Carte blanche pour Ennahdha
Ce qui ne semble pas être du goût de M. Jhinaoui est, parait-il, l’entretien qu’a eu le groupe parlementaire avec le président syrien Bachar Al-Assad. Car, une telle rencontre, si elle n’est pas accompagnée d’un changement de position de la part de l’exécutif tunisien, ne pourrait être comprise, dans la coutume diplomatique, que dans un seul sens : une contradiction entre la position officielle et la position populaire tunisiennes à propos de la question syrienne.

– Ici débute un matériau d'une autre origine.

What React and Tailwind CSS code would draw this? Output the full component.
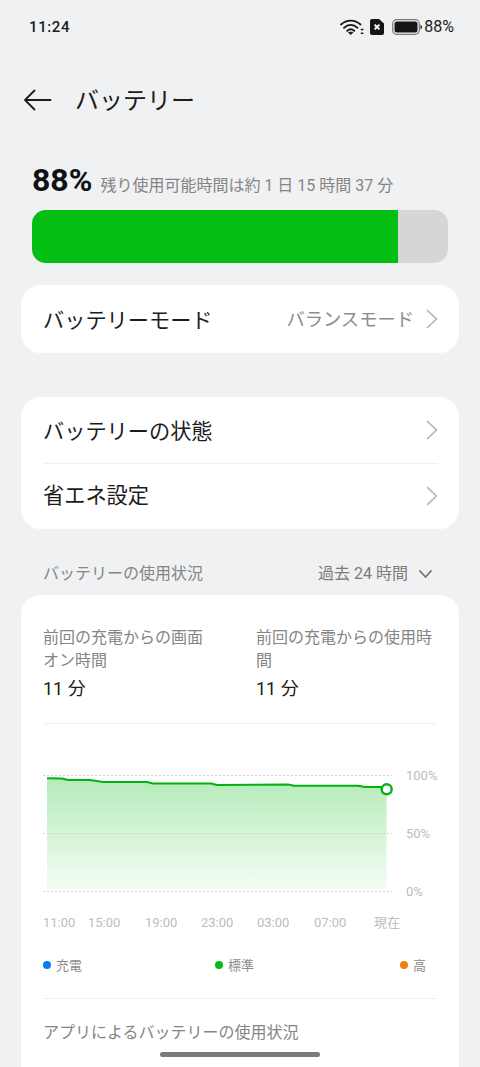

Autre contradiction révélée par la position de M. Jhinaoui, adepte lui aussi de la politique des deux poids deux mesures et qui a le mécontentement à géométrie variable. Pourquoi, en effet, ne l’a-t-on pas entendu critiquer l’activisme diplomatique de Rached Ghannouchi, qui a rencontré de nombreux responsables politiques algériens, libyens et turcs? Le chef de la diplomatie tunisienne a même, à l’époque, quand on lui a posé la question à ce sujet, fait profil bas et cherché à justifier l’initiative du président du parti islamiste Ennahdha. En d’autres termes, on ne refuse rien au véritable dirigeant du pays !
Indépendamment de toutes ces considérations, un éventuel rétablissement des relations diplomatiques avec la Syrie est actuellement de toute nécessité pour mieux coopérer sur la question d’intérêt commun de la lutte contre les réseaux terroristes.
Mais il semble que cette nécessité n’est pas du goût du parti qui domine aujourd’hui le gouvernement Youssef Chahed, c’est-à-dire Ennahdha. Ce parti a déjà exprimé son veto à un éventuel retour des relations diplomatiques entre la Tunisie et la Syrie, ainsi d’ailleurs que les bailleurs de fonds de la Tunisie, arabes et occidentaux, qui continuent d’alimenter le conflit syrien.